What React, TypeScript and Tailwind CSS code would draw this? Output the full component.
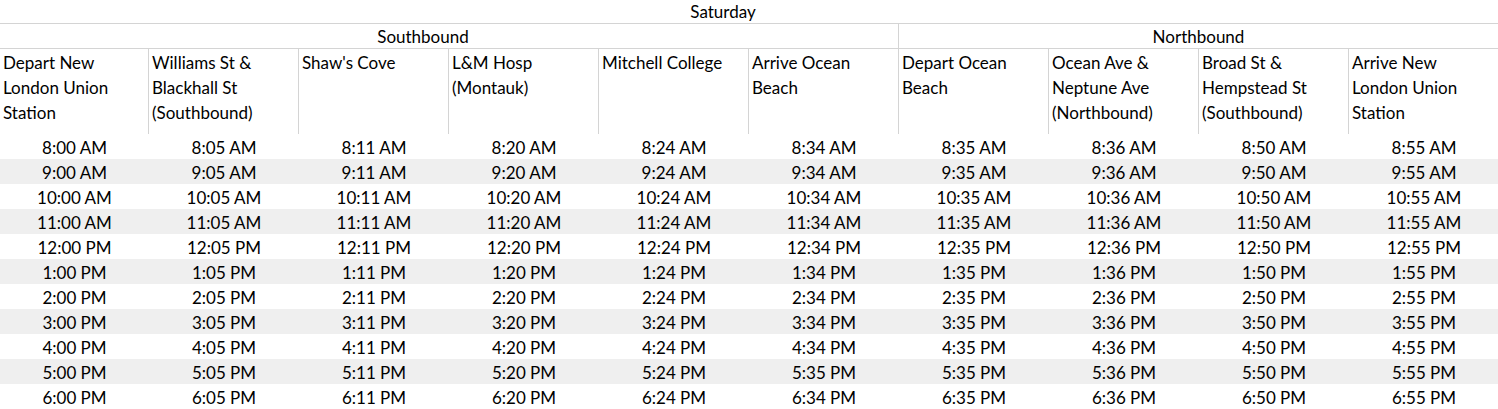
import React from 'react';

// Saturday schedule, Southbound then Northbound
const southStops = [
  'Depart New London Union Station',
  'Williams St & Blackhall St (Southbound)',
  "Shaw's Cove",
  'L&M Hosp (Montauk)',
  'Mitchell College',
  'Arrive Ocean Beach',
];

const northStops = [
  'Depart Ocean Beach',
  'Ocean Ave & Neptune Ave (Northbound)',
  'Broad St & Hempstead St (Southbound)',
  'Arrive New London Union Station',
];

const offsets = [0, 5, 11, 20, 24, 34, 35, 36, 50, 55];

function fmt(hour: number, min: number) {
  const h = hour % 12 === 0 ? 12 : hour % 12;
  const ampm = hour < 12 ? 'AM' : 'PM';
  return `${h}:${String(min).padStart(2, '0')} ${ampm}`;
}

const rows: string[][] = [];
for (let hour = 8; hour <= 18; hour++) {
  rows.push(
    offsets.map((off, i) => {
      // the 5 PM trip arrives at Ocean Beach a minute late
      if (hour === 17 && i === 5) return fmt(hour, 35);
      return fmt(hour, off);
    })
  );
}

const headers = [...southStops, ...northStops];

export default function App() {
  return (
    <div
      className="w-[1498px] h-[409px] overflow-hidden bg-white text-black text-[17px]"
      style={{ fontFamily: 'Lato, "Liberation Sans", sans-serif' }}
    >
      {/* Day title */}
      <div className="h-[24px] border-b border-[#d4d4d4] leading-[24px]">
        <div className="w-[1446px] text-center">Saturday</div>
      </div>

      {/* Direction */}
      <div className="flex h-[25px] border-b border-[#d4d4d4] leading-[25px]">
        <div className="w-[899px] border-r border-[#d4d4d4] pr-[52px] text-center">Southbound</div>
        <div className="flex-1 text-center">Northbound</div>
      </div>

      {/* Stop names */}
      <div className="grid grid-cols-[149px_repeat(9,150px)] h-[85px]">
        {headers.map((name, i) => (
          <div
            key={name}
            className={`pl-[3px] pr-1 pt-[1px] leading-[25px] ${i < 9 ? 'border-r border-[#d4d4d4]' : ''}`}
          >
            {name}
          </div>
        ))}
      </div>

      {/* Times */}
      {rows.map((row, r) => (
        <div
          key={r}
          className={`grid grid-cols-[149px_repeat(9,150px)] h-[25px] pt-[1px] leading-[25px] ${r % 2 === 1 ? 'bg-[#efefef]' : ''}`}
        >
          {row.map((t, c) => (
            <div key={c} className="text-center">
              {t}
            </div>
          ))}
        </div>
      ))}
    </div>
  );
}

PROBLEM TO SOLVE
The lines from the start of the data through the line that contains "const headers = [...southStops, ...northStops];" are to be returned exactly, please, with both ends included and every picture left out.

RESPONSE TO THE EXERCISE
What React, TypeScript and Tailwind CSS code would draw this? Output the full component.
import React from 'react';

// Saturday schedule, Southbound then Northbound
const southStops = [
  'Depart New London Union Station',
  'Williams St & Blackhall St (Southbound)',
  "Shaw's Cove",
  'L&M Hosp (Montauk)',
  'Mitchell College',
  'Arrive Ocean Beach',
];

const northStops = [
  'Depart Ocean Beach',
  'Ocean Ave & Neptune Ave (Northbound)',
  'Broad St & Hempstead St (Southbound)',
  'Arrive New London Union Station',
];

const offsets = [0, 5, 11, 20, 24, 34, 35, 36, 50, 55];

function fmt(hour: number, min: number) {
  const h = hour % 12 === 0 ? 12 : hour % 12;
  const ampm = hour < 12 ? 'AM' : 'PM';
  return `${h}:${String(min).padStart(2, '0')} ${ampm}`;
}

const rows: string[][] = [];
for (let hour = 8; hour <= 18; hour++) {
  rows.push(
    offsets.map((off, i) => {
      // the 5 PM trip arrives at Ocean Beach a minute late
      if (hour === 17 && i === 5) return fmt(hour, 35);
      return fmt(hour, off);
    })
  );
}

const headers = [...southStops, ...northStops];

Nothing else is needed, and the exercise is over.